__Aim__
An exact copy of all the data is required, with pictures left out.

-----

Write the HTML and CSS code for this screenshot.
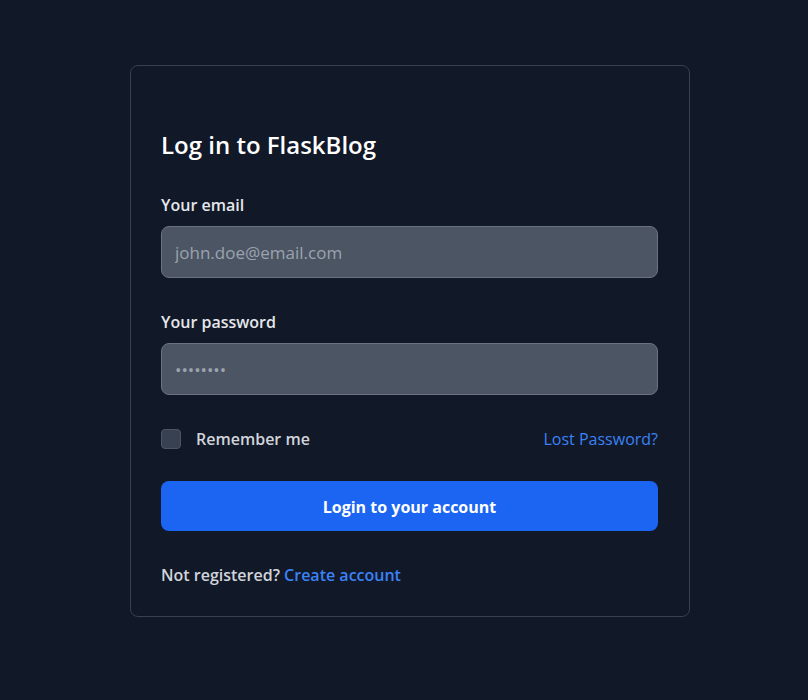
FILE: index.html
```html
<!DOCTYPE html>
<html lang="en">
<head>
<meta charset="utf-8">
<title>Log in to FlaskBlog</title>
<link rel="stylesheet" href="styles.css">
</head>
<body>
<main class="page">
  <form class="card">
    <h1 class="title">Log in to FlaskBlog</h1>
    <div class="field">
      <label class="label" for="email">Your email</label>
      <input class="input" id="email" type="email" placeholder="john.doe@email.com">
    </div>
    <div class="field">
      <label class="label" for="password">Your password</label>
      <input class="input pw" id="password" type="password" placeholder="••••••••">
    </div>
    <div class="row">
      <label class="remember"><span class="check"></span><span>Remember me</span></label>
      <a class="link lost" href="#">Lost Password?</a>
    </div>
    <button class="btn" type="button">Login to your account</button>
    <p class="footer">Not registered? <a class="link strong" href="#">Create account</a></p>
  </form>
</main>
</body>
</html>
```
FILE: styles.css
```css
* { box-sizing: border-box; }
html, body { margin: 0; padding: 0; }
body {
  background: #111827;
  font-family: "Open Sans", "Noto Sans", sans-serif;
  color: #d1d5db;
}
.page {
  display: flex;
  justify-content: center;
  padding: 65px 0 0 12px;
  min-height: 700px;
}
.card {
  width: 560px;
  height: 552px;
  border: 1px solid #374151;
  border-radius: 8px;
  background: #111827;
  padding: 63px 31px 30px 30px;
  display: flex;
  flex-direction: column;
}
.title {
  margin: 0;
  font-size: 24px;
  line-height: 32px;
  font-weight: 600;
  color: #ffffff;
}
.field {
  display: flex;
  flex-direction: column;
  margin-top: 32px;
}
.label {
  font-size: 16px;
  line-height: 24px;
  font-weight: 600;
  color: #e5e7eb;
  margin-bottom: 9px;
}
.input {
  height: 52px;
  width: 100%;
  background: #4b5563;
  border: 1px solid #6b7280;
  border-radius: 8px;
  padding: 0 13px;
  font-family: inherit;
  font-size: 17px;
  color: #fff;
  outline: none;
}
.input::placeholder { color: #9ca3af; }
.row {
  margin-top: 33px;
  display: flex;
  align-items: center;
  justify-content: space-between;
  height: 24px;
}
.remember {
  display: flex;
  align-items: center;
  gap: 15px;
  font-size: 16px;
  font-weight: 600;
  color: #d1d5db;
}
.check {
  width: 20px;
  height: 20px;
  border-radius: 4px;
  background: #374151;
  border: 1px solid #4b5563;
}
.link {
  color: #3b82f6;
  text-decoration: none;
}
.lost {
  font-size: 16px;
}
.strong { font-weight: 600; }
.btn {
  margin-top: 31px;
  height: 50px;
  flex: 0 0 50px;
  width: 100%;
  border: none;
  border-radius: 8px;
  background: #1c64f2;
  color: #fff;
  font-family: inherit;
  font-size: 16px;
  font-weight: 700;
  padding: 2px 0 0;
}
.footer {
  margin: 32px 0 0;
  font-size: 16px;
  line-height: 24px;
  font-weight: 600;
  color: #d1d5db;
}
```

-----

__Right answer__
Write the HTML and CSS code for this screenshot.
FILE: index.html
```html
<!DOCTYPE html>
<html lang="en">
<head>
<meta charset="utf-8">
<title>Log in to FlaskBlog</title>
<link rel="stylesheet" href="styles.css">
</head>
<body>
<main class="page">
  <form class="card">
    <h1 class="title">Log in to FlaskBlog</h1>
    <div class="field">
      <label class="label" for="email">Your email</label>
      <input class="input" id="email" type="email" placeholder="john.doe@email.com">
    </div>
    <div class="field">
      <label class="label" for="password">Your password</label>
      <input class="input pw" id="password" type="password" placeholder="••••••••">
    </div>
    <div class="row">
      <label class="remember"><span class="check"></span><span>Remember me</span></label>
      <a class="link lost" href="#">Lost Password?</a>
    </div>
    <button class="btn" type="button">Login to your account</button>
    <p class="footer">Not registered? <a class="link strong" href="#">Create account</a></p>
  </form>
</main>
</body>
</html>
```
FILE: styles.css
```css
* { box-sizing: border-box; }
html, body { margin: 0; padding: 0; }
body {
  background: #111827;
  font-family: "Open Sans", "Noto Sans", sans-serif;
  color: #d1d5db;
}
.page {
  display: flex;
  justify-content: center;
  padding: 65px 0 0 12px;
  min-height: 700px;
}
.card {
  width: 560px;
  height: 552px;
  border: 1px solid #374151;
  border-radius: 8px;
  background: #111827;
  padding: 63px 31px 30px 30px;
  display: flex;
  flex-direction: column;
}
.title {
  margin: 0;
  font-size: 24px;
  line-height: 32px;
  font-weight: 600;
  color: #ffffff;
}
.field {
  display: flex;
  flex-direction: column;
  margin-top: 32px;
}
.label {
  font-size: 16px;
  line-height: 24px;
  font-weight: 600;
  color: #e5e7eb;
  margin-bottom: 9px;
}
.input {
  height: 52px;
  width: 100%;
  background: #4b5563;
  border: 1px solid #6b7280;
  border-radius: 8px;
  padding: 0 13px;
  font-family: inherit;
  font-size: 17px;
  color: #fff;
  outline: none;
}
.input::placeholder { color: #9ca3af; }
.row {
  margin-top: 33px;
  display: flex;
  align-items: center;
  justify-content: space-between;
  height: 24px;
}
.remember {
  display: flex;
  align-items: center;
  gap: 15px;
  font-size: 16px;
  font-weight: 600;
  color: #d1d5db;
}
.check {
  width: 20px;
  height: 20px;
  border-radius: 4px;
  background: #374151;
  border: 1px solid #4b5563;
}
.link {
  color: #3b82f6;
  text-decoration: none;
}
.lost {
  font-size: 16px;
}
.strong { font-weight: 600; }
.btn {
  margin-top: 31px;
  height: 50px;
  flex: 0 0 50px;
  width: 100%;
  border: none;
  border-radius: 8px;
  background: #1c64f2;
  color: #fff;
  font-family: inherit;
  font-size: 16px;
  font-weight: 700;
  padding: 2px 0 0;
}
.footer {
  margin: 32px 0 0;
  font-size: 16px;
  line-height: 24px;
  font-weight: 600;
  color: #d1d5db;
}
```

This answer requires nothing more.